[start of Available data]

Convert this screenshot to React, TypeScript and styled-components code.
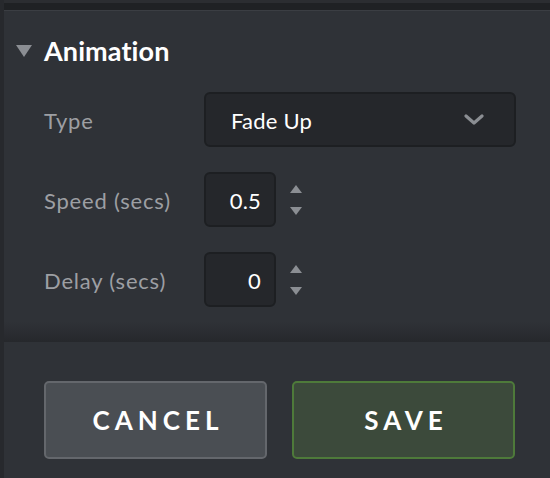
import React from "react";
import styled, { createGlobalStyle } from "styled-components";

const GlobalStyle = createGlobalStyle`
  html, body {
    margin: 0;
    padding: 0;
    background: #2f3237;
    font-family: Lato, "Open Sans", "Liberation Sans", sans-serif;
  }
`;

const Page = styled.div`
  display: flex;
  width: 550px;
  height: 478px;
  overflow: hidden;
  background: #2f3237;
`;

const SideStrip = styled.div`
  width: 4px;
  flex: none;
  background: #27292d;
`;

const Main = styled.div`
  flex: 1;
  display: flex;
  flex-direction: column;
`;

const TopBar = styled.div`
  height: 11px;
  flex: none;
  background: linear-gradient(
    to bottom,
    #2b2d31 0px,
    #2b2d31 3px,
    #1f2124 3px,
    #1f2124 10px,
    #3b3e43 10px
  );
`;

const Section = styled.section`
  padding: 24px 34px 15px 12px;
`;

const Header = styled.div`
  display: flex;
  align-items: center;
  height: 30px;
  gap: 12px;
`;

const Caret = styled.span`
  width: 0;
  height: 0;
  border-left: 8px solid transparent;
  border-right: 8px solid transparent;
  border-top: 12px solid #8b8e93;
  margin-top: 2px;
`;

const Title = styled.h2`
  margin: 0;
  color: #ffffff;
  font-size: 27px;
  font-weight: 700;
  letter-spacing: 0.1px;
`;

const Form = styled.div`
  display: grid;
  grid-template-columns: 160px 1fr;
  row-gap: 25px;
  margin-top: 27px;
  padding-left: 28px;
`;

const Label = styled.label`
  display: flex;
  align-items: center;
  box-sizing: border-box;
  height: 55px;
  padding-top: 2px;
  color: #9d9fa3;
  font-size: 22px;
  letter-spacing: 0.8px;
`;

const Field = styled.div`
  display: flex;
  align-items: center;
  height: 55px;
`;

const Box = styled.div<{ $wide?: boolean }>`
  box-sizing: border-box;
  height: 55px;
  width: ${(p) => (p.$wide ? "312px" : "72px")};
  display: flex;
  align-items: center;
  justify-content: ${(p) => (p.$wide ? "space-between" : "flex-end")};
  padding: ${(p) => (p.$wide ? "2px 30px 0 25px" : "2px 13px 0 0")};
  background: #25272b;
  border: 2px solid #1d1f22;
  border-radius: 6px;
  color: #ffffff;
  font-size: 22px;
  letter-spacing: 0.2px;

  svg {
    margin-top: -2px;
  }
`;

const Spinner = styled.div`
  display: flex;
  flex-direction: column;
  gap: 14px;
  margin-left: 14px;
`;

const Arrow = styled.span<{ $down?: boolean }>`
  width: 0;
  height: 0;
  border-left: 6px solid transparent;
  border-right: 6px solid transparent;
  ${(p) =>
    p.$down
      ? "border-top: 8px solid #8b8e93;"
      : "border-bottom: 8px solid #8b8e93;"}
`;

const Divider = styled.div`
  height: 20px;
  flex: none;
  background: linear-gradient(to bottom, #2f3237, #26282c);
`;

const Footer = styled.div`
  display: flex;
  gap: 25px;
  padding: 39px 35px 0 40px;
`;

const Button = styled.button<{ $primary?: boolean }>`
  box-sizing: border-box;
  width: 223px;
  height: 78px;
  border-radius: 5px;
  border: 2px solid ${(p) => (p.$primary ? "#4e7a3a" : "#64676c")};
  background: ${(p) => (p.$primary ? "#3c4a3b" : "#4a4e53")};
  color: #ffffff;
  font-family: Lato, "Open Sans", "Liberation Sans", sans-serif;
  font-weight: 700;
  font-size: 26px;
  letter-spacing: 5px;
  padding: 0 0 0 5px;
  cursor: pointer;
`;

const Chevron = () => (
  <svg width="20" height="14" viewBox="0 0 20 14">
    <polyline
      points="2,3 10,10 18,3"
      fill="none"
      stroke="#8b8e93"
      strokeWidth="3.2"
      strokeLinecap="round"
      strokeLinejoin="round"
    />
  </svg>
);

const NumberField = ({ value }: { value: string }) => (
  <Field>
    <Box>{value}</Box>
    <Spinner>
      <Arrow />
      <Arrow $down />
    </Spinner>
  </Field>
);

export default function App() {
  return (
    <Page>
      <GlobalStyle />
      <SideStrip />
      <Main>
        <TopBar />
        <Section>
          <Header>
            <Caret />
            <Title>Animation</Title>
          </Header>
          <Form>
            <Label>Type</Label>
            <Field>
              <Box $wide>
                <span>Fade Up</span>
                <Chevron />
              </Box>
            </Field>
            <Label>Speed (secs)</Label>
            <NumberField value="0.5" />
            <Label>Delay (secs)</Label>
            <NumberField value="0" />
          </Form>
        </Section>
        <Divider />
        <Footer>
          <Button>CANCEL</Button>
          <Button $primary>SAVE</Button>
        </Footer>
      </Main>
    </Page>
  );
}
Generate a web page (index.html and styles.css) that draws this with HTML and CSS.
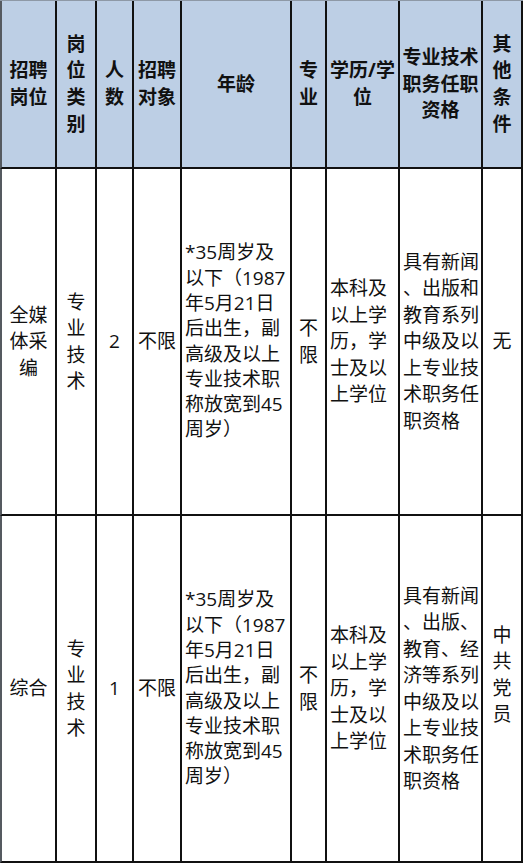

[end of Available data]

Leave the pictures out and reproduce all of the records exactly.

» Full solution:
Convert this screenshot to React, TypeScript and styled-components code.
import React from "react";
import styled, { createGlobalStyle } from "styled-components";

const GlobalStyle = createGlobalStyle`
  html, body {
    margin: 0;
    padding: 0;
    background: #2f3237;
    font-family: Lato, "Open Sans", "Liberation Sans", sans-serif;
  }
`;

const Page = styled.div`
  display: flex;
  width: 550px;
  height: 478px;
  overflow: hidden;
  background: #2f3237;
`;

const SideStrip = styled.div`
  width: 4px;
  flex: none;
  background: #27292d;
`;

const Main = styled.div`
  flex: 1;
  display: flex;
  flex-direction: column;
`;

const TopBar = styled.div`
  height: 11px;
  flex: none;
  background: linear-gradient(
    to bottom,
    #2b2d31 0px,
    #2b2d31 3px,
    #1f2124 3px,
    #1f2124 10px,
    #3b3e43 10px
  );
`;

const Section = styled.section`
  padding: 24px 34px 15px 12px;
`;

const Header = styled.div`
  display: flex;
  align-items: center;
  height: 30px;
  gap: 12px;
`;

const Caret = styled.span`
  width: 0;
  height: 0;
  border-left: 8px solid transparent;
  border-right: 8px solid transparent;
  border-top: 12px solid #8b8e93;
  margin-top: 2px;
`;

const Title = styled.h2`
  margin: 0;
  color: #ffffff;
  font-size: 27px;
  font-weight: 700;
  letter-spacing: 0.1px;
`;

const Form = styled.div`
  display: grid;
  grid-template-columns: 160px 1fr;
  row-gap: 25px;
  margin-top: 27px;
  padding-left: 28px;
`;

const Label = styled.label`
  display: flex;
  align-items: center;
  box-sizing: border-box;
  height: 55px;
  padding-top: 2px;
  color: #9d9fa3;
  font-size: 22px;
  letter-spacing: 0.8px;
`;

const Field = styled.div`
  display: flex;
  align-items: center;
  height: 55px;
`;

const Box = styled.div<{ $wide?: boolean }>`
  box-sizing: border-box;
  height: 55px;
  width: ${(p) => (p.$wide ? "312px" : "72px")};
  display: flex;
  align-items: center;
  justify-content: ${(p) => (p.$wide ? "space-between" : "flex-end")};
  padding: ${(p) => (p.$wide ? "2px 30px 0 25px" : "2px 13px 0 0")};
  background: #25272b;
  border: 2px solid #1d1f22;
  border-radius: 6px;
  color: #ffffff;
  font-size: 22px;
  letter-spacing: 0.2px;

  svg {
    margin-top: -2px;
  }
`;

const Spinner = styled.div`
  display: flex;
  flex-direction: column;
  gap: 14px;
  margin-left: 14px;
`;

const Arrow = styled.span<{ $down?: boolean }>`
  width: 0;
  height: 0;
  border-left: 6px solid transparent;
  border-right: 6px solid transparent;
  ${(p) =>
    p.$down
      ? "border-top: 8px solid #8b8e93;"
      : "border-bottom: 8px solid #8b8e93;"}
`;

const Divider = styled.div`
  height: 20px;
  flex: none;
  background: linear-gradient(to bottom, #2f3237, #26282c);
`;

const Footer = styled.div`
  display: flex;
  gap: 25px;
  padding: 39px 35px 0 40px;
`;

const Button = styled.button<{ $primary?: boolean }>`
  box-sizing: border-box;
  width: 223px;
  height: 78px;
  border-radius: 5px;
  border: 2px solid ${(p) => (p.$primary ? "#4e7a3a" : "#64676c")};
  background: ${(p) => (p.$primary ? "#3c4a3b" : "#4a4e53")};
  color: #ffffff;
  font-family: Lato, "Open Sans", "Liberation Sans", sans-serif;
  font-weight: 700;
  font-size: 26px;
  letter-spacing: 5px;
  padding: 0 0 0 5px;
  cursor: pointer;
`;

const Chevron = () => (
  <svg width="20" height="14" viewBox="0 0 20 14">
    <polyline
      points="2,3 10,10 18,3"
      fill="none"
      stroke="#8b8e93"
      strokeWidth="3.2"
      strokeLinecap="round"
      strokeLinejoin="round"
    />
  </svg>
);

const NumberField = ({ value }: { value: string }) => (
  <Field>
    <Box>{value}</Box>
    <Spinner>
      <Arrow />
      <Arrow $down />
    </Spinner>
  </Field>
);

export default function App() {
  return (
    <Page>
      <GlobalStyle />
      <SideStrip />
      <Main>
        <TopBar />
        <Section>
          <Header>
            <Caret />
            <Title>Animation</Title>
          </Header>
          <Form>
            <Label>Type</Label>
            <Field>
              <Box $wide>
                <span>Fade Up</span>
                <Chevron />
              </Box>
            </Field>
            <Label>Speed (secs)</Label>
            <NumberField value="0.5" />
            <Label>Delay (secs)</Label>
            <NumberField value="0" />
          </Form>
        </Section>
        <Divider />
        <Footer>
          <Button>CANCEL</Button>
          <Button $primary>SAVE</Button>
        </Footer>
      </Main>
    </Page>
  );
}
Generate a web page (index.html and styles.css) that draws this with HTML and CSS.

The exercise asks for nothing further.